■ **TASK DIRECTIONS**: Return each line of the listing that contains the string "page".
***
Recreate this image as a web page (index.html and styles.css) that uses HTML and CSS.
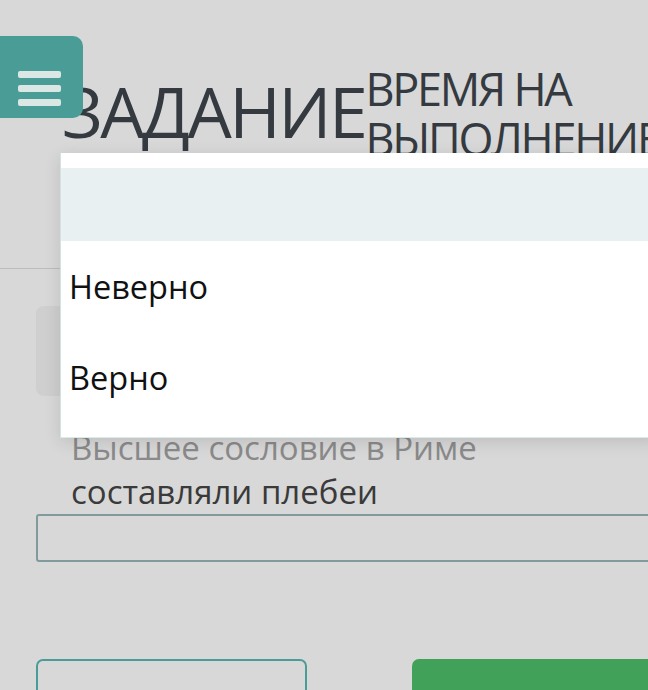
FILE: index.html
```html
<!DOCTYPE html>
<html lang="ru">
<head>
    <meta charset="UTF-8">
    <meta name="viewport" content="width=device-width, initial-scale=1.0">
    <title>Задание</title>
    <link rel="stylesheet" href="styles.css">
</head>
<body>
    <div class="page">
        <header class="task-header">
            <button class="menu-btn" aria-label="Меню">
                <svg width="43" height="35" viewBox="0 0 43 35">
                    <rect x="0" y="0" width="43" height="7" rx="2"/>
                    <rect x="0" y="14" width="43" height="7" rx="2"/>
                    <rect x="0" y="28" width="43" height="7" rx="2"/>
                </svg>
            </button>
            <h1 class="task-title">ЗАДАНИЕ</h1>
            <div class="task-time">ВРЕМЯ НА<br>ВЫПОЛНЕНИЕ</div>
            <button class="side-btn" aria-label="Таймер"></button>
        </header>

        <hr class="divider">

        <main class="question">
            <div class="q-number"></div>
            <p class="q-text">
                <span class="q-faded">Высшее сословие в Риме</span><br>
                составляли плебеи
            </p>
            <div class="answer-select"></div>
        </main>

        <div class="nav-buttons">
            <button class="btn btn-outline"></button>
            <button class="btn btn-green"></button>
        </div>

        <!-- открытый выпадающий список -->
        <div class="dropdown">
            <div class="dropdown-empty"></div>
            <div class="dropdown-item">Неверно</div>
            <div class="dropdown-item">Верно</div>
        </div>
    </div>
</body>
</html>
```

FILE: styles.css
```css
:root {
    --teal: #4a9d97;
    --green: #41a158;
    --bg: #d8d8d8;
    --text: #343a40;
}

* {
    margin: 0;
    padding: 0;
    box-sizing: border-box;
}

body {
    font-family: 'Open Sans', 'Noto Sans', sans-serif;
    background-color: var(--bg);
    color: var(--text);
    overflow: hidden;
}

.page {
    position: relative;
    width: 648px;
    height: 690px;
    overflow: hidden;
}

.task-header {
    display: flex;
    align-items: flex-start;
    padding-top: 36px;
    height: 268px;
}

.menu-btn {
    position: relative;
    z-index: 2;
    flex: none;
    width: 93px;
    height: 82px;
    margin-left: -10px;
    padding: 23px 0 0 28px;
    border: none;
    border-radius: 10px;
    background-color: var(--teal);
    text-align: left;
}

.menu-btn svg {
    display: block;
    fill: #dbe7e5;
}

.task-title {
    flex: none;
    margin: 40px 0 0 -21px;
    font-size: 70px;
    font-weight: 400;
    line-height: 1;
    letter-spacing: -2.5px;
}

.task-time {
    flex: none;
    margin: 28px 0 0 0;
    font-size: 45px;
    line-height: 50px;
    letter-spacing: -2.3px;
}

.side-btn {
    flex: none;
    width: 60px;
    height: 82px;
    margin-left: auto;
    margin-right: -49px;
    border: none;
    border-radius: 10px;
    background-color: var(--teal);
}

.divider {
    border: none;
    border-top: 1px solid #bdbdbd;
}

.question {
    padding: 37px 0 0 36px;
}

.q-number {
    width: 120px;
    height: 90px;
    border-radius: 8px;
    background-color: #cfcfcf;
}

.q-text {
    margin: 30px 0 0 35px;
    font-size: 33px;
    line-height: 44px;
    color: #3a3a3a;
}

.q-faded {
    color: #8a8a8a;
}

.answer-select {
    height: 48px;
    margin-top: 0;
    margin-right: -10px;
    border: 2px solid #819b9d;
    border-radius: 3px;
}

.nav-buttons {
    display: flex;
    gap: 105px;
    padding: 97px 0 0 36px;
}

.btn {
    flex: none;
    height: 60px;
    border-radius: 7px;
}

.btn-outline {
    width: 271px;
    border: 2px solid var(--teal);
    background: transparent;
}

.btn-green {
    width: 260px;
    border: none;
    background-color: var(--green);
}

.dropdown {
    position: absolute;
    top: 153px;
    left: 60px;
    right: -10px;
    height: 285px;
    padding-top: 15px;
    background-color: #fff;
    border-left: 1px solid #d3e3e2;
    border-bottom: 1px solid #dcebea;
    box-shadow: 0 4px 16px rgba(0,0,0,0.12);
    z-index: 5;
}

.dropdown-empty {
    height: 73px;
    background-color: #e8f0f2;
}

.dropdown-item {
    display: flex;
    align-items: center;
    height: 91px;
    padding-left: 8px;
    font-size: 32.5px;
    color: #111;
}
```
***
■ **FINAL RESULT**:
Recreate this image as a web page (index.html and styles.css) that uses HTML and CSS.
    <div class="page">
.page {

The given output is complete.